I need more experience with DW to tell if such things might also be true for other classes.
What does make the classes special is when the DM gives you that special spotlight because you ARE that class. For example I was once allowed to dodge a crossbow bolt. But that was not because of moves. That was because the DM allowed me to shine because of the class.
Yes, the Fighter is the Fighter – you just have to leverage that
But think you can do that for any class.
But Tim Franzke maybe that is a hint that the Fighter actually IS missing a move. Something like the Great Deeds Feature in DCC.
But still. It doesn’t hurt as it is.
You also seem to forget about d10 damage die, +10 life and +12 load. The fighter is very strong mechanically. Don’t scuff load and Bend Bars. So far they have shown really useful in all games I’ve run.
Bernd Pressler It was my first question on this forum but fellow taverners gave me inspiring answers.

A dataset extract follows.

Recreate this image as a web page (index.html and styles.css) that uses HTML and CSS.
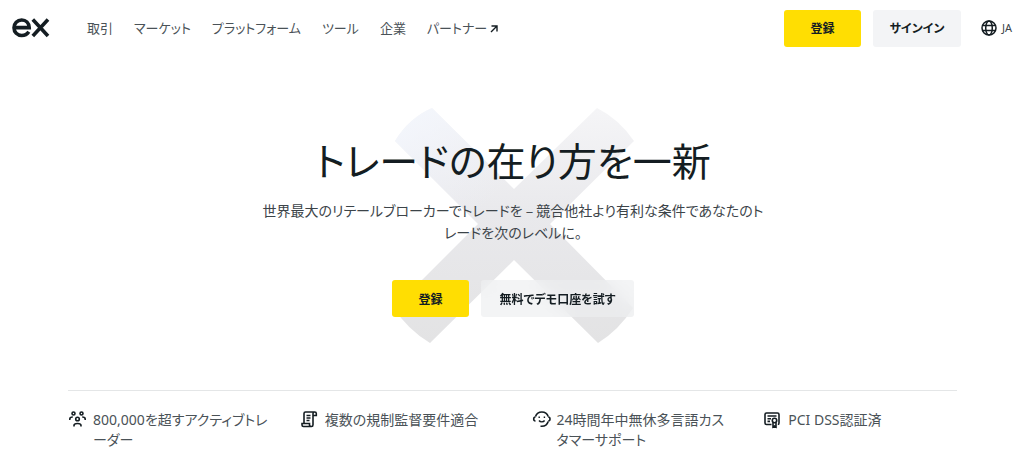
FILE: index.html
```html
<!DOCTYPE html>
<html lang="ja">
<head>
<meta charset="utf-8">
<meta name="viewport" content="width=device-width, initial-scale=1">
<title>ex</title>
<link rel="stylesheet" href="styles.css">
</head>
<body>
<header class="header">
  <a class="logo" href="#" aria-label="ex">
    <svg width="38" height="20" viewBox="0 0 38 20" fill="none" stroke="currentColor" stroke-width="3.6">
      <path d="M2 9.6H17.2C17 5 13.8 2 9.7 2C5.300 2 2 5.300 2 9.800C2 14.300 5.300 17.500 9.700 17.500C12.700 17.500 15.200 16.200 16.800 13.800"/>
      <path d="M20.800 1.500L36 18M36 1.500L20.800 18"/>
    </svg>
  </a>
  <nav class="nav">
    <a href="#">取引</a>
    <a href="#">マーケット</a>
    <a href="#">プラットフォーム</a>
    <a href="#">ツール</a>
    <a href="#">企業</a>
    <a href="#">パートナー
      <svg class="arrow" width="8" height="8" viewBox="0 0 8 8" fill="none" stroke="currentColor" stroke-width="1.400"><path d="M1.500 1H7V6.500M7 1L1 7"/></svg>
    </a>
  </nav>
  <div class="actions">
    <button class="button primary" type="button">登録</button>
    <button class="button secondary" type="button">サインイン</button>
    <button class="language" type="button">
      <svg width="16" height="16" viewBox="0 0 16 16" fill="none" stroke="currentColor" stroke-width="1.500"><circle cx="8" cy="8" r="7"/><ellipse cx="8" cy="8" rx="3.300" ry="7"/><path d="M1.600 5.500H14.400M1.600 10.500H14.400"/></svg>
      <span>JA</span>
    </button>
  </div>
</header>
<main>
  <section class="hero">
    <svg class="mark" width="242" height="236" viewBox="0 0 242 236" aria-hidden="true">
      <defs>
        <linearGradient id="shade" x1="0" y1="0" x2="0" y2="1"><stop offset="0" stop-color="#f5f5f7"/><stop offset=".45" stop-color="#e9e9ec"/><stop offset="1" stop-color="#e3e3e4"/></linearGradient>
        <linearGradient id="tint" x1="0" y1="0" x2=".4" y2=".4"><stop offset="0" stop-color="#f4f7fd"/><stop offset="1" stop-color="#edf0f8" stop-opacity="0"/></linearGradient>
        <path id="cross" d="M39 0L121 81L204 0Q226 11 241 33L157 116L240 200Q226 222 205 235L121 152L37 235Q14 221 1 200L85 116L2 33Q16 10 39 0Z"/>
      </defs>
      <use href="#cross" fill="url(#shade)"/>
      <use href="#cross" fill="url(#tint)"/>
    </svg>
    <h1 class="title">トレードの在り方を一新</h1>
    <p class="lead">世界最大のリテールブローカーでトレードを – 競合他社より有利な条件であなたのト<br>レードを次のレベルに。</p>
    <div class="buttons">
      <button class="button primary" type="button">登録</button>
      <button class="button secondary glass" type="button">無料でデモ口座を試す</button>
    </div>
  </section>
  <ul class="features">
    <li>
      <svg class="icon" width="20" height="20" viewBox="0 0 20 20" fill="none" stroke="currentColor" stroke-width="1.600"><circle cx="5.500" cy="3.500" r="1.500"/><circle cx="13.500" cy="3.500" r="1.500"/><circle cx="9.500" cy="9" r="1.800"/><path d="M1.800 10V9C1.800 7.700 2.800 7 4.800 7M17.200 10V9C17.200 7.700 16.200 7 14.200 7M6 16.500V15.500C6 14 7 13.500 9.500 13.500S13 14 13 15.500V16.500"/></svg>
      <span>800,000を超すアクティブトレ<br>ーダー</span>
    </li>
    <li>
      <svg class="icon" width="20" height="20" viewBox="0 0 20 20" fill="none" stroke="currentColor" stroke-width="1.600"><path d="M4 13V3.500C4 2.500 4.700 2 5.500 2H14.800C15.800 2 16.300 2.700 16.300 3.500V5.500H13M13 5.500V3.500C13 2.600 13.800 2 14.600 2M13 5.500V14.800C13 16 12.300 16.500 11.500 16.500H3.500C2.500 16.500 2 15.800 2 15V13.500H9.500V15C9.500 16 10.300 16.500 11.500 16.500M6.500 5.500H10.500M6.500 8H10.500M6.500 10.500H9.500"/></svg>
      <span>複数の規制監督要件適合</span>
    </li>
    <li>
      <svg class="icon" width="20" height="20" viewBox="0 0 20 20" fill="none" stroke="currentColor" stroke-width="1.600"><path d="M3.500 6.500C4.500 3.700 7 2 9.800 2C12.800 2 15.300 3.800 16.200 6.500M16.200 11.500C15.300 14.500 12.700 16.300 9.800 16.300H8.500"/><path d="M3.500 7C2.300 7 1.700 7.800 1.700 9S2.300 11 3.500 11M16.200 7C17.400 7 18 7.800 18 9S17.400 11 16.200 11"/><path d="M7 10.500C8.200 12.300 11.400 12.300 12.600 10.500M7.200 6.500V8M12.400 6.500V8" stroke-width="1.400"/></svg>
      <span>24時間年中無休多言語カス<br>タマーサポート</span>
    </li>
    <li>
      <svg class="icon" width="20" height="20" viewBox="0 0 20 20" fill="none" stroke="currentColor" stroke-width="1.600"><path d="M8.500 14.500H3.500C2.600 14.500 2 14 2 13V4.500C2 3.600 2.600 3 3.500 3H14.500C15.500 3 16 3.600 16 4.500V13C16 14 15.500 14.500 14.800 14.500M4.500 6H13.500M4.500 8.700H8M4.500 11.400H7"/><circle cx="11.500" cy="10.500" r="2.200"/><path d="M10 12.500V17L11.500 16L13 17V12.500"/></svg>
      <span>PCI DSS認証済</span>
    </li>
  </ul>
</main>
</body>
</html>
```
FILE: styles.css
```css
* { box-sizing: border-box; }

body {
  margin: 0;
  background: #fff;
  color: #141d22;
  font-family: "Noto Sans CJK JP", sans-serif;
  font-feature-settings: "palt";
  font-size: 14px;
  font-weight: 400;
  line-height: 20px;
}

a { color: inherit; text-decoration: none; }
button { font: inherit; font-feature-settings: inherit; color: inherit; border: 0; cursor: pointer; }
svg { display: block; flex: none; }

.header {
  display: flex;
  align-items: center;
  height: 56px;
  padding: 0 12px;
}

.nav {
  display: flex;
  flex: 1;
  gap: 21px;
  margin-left: 37px;
  white-space: nowrap;
  color: #4a5257;
  font-size: 13px;
}

.nav .arrow { display: inline-block; color: #141d22; }

.actions { display: flex; align-items: center; gap: 12px; }

.button {
  height: 37px;
  padding: 0 16px;
  border-radius: 3px;
  font-size: 12px;
  font-weight: 700;
  white-space: nowrap;
}

.primary { min-width: 77px; background: #ffde02; }
.secondary { min-width: 88px; background: #f3f4f6; }
.glass { min-width: 153px; background: rgba(236, 238, 240, .65); backdrop-filter: blur(8px); }

.language {
  display: flex;
  align-items: center;
  gap: 5px;
  margin-left: 8px;
  padding: 0;
  background: none;
  color: #3c4449;
  font-family: "Noto Sans", sans-serif;
  font-size: 11px;
}

.language svg { color: #141d22; }

.hero {
  display: flex;
  flex-direction: column;
  align-items: center;
  position: relative;
  padding: 75px 12px 73px 14px;
  text-align: center;
}

.mark { position: absolute; top: 52px; left: 50%; margin-left: -119px; }

.title {
  position: relative;
  margin: 0;
  font-size: 39px;
  font-weight: 400;
  line-height: 56px;
}

.lead {
  position: relative;
  margin: 12px 0 37px;
  color: #3c4449;
  font-size: 14px;
  line-height: 22px;
}

.buttons { display: flex; gap: 12px; position: relative; }

.features {
  display: grid;
  grid-template-columns: repeat(4, minmax(0, 1fr));
  column-gap: 38px;
  margin: 0 67px 0 68px;
  padding: 19px 0 12px;
  border-top: 1px solid #e4e6e7;
  list-style: none;
}

.features li {
  display: flex;
  gap: 5px;
  color: #4a5257;
  font-family: "Noto Sans", "Noto Sans CJK JP", sans-serif;
  white-space: nowrap;
}

.icon { color: #141d22; }
```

https://plus.google.com/101186759054914157594/posts/EhdS6aLu5tg
Signature weapon is very fun to play and I made sure that fighters playing in my sessions had something serious, with a past. One of them has a three headed flail. In each head, a soul has been trapped. What is the story of this flail ? Where has it been made ? And why is it regularly glowing ?
And I’m just the opposite Magi max, I like the idea of the Signature Weapon looking and being rather mundane. I think that gives the Fighter tons if color. To anyone else it’s a regular weapon. But it’s his, and its carried him through the blood and guts of his past. Every situation that turned red, his weapon was in hand and saw him through. He’s just used it so much and for so long it’s just…a part of him. One millimeter longer or shorter. One ounce lighter. One less wrap of the leather around the pommel…and it’s just not THE weapon any more. He can recognize it by smell. Or the sound it makes scratching out its scabbard. And it’s a completely normal. I LOVE that.
I like both approaches. Let the player make the weapon her own.
Chris McNeilly I agree, it’s also a good way to play it. In fact, all those weapons have a story to tell, and that’s what we are looking for.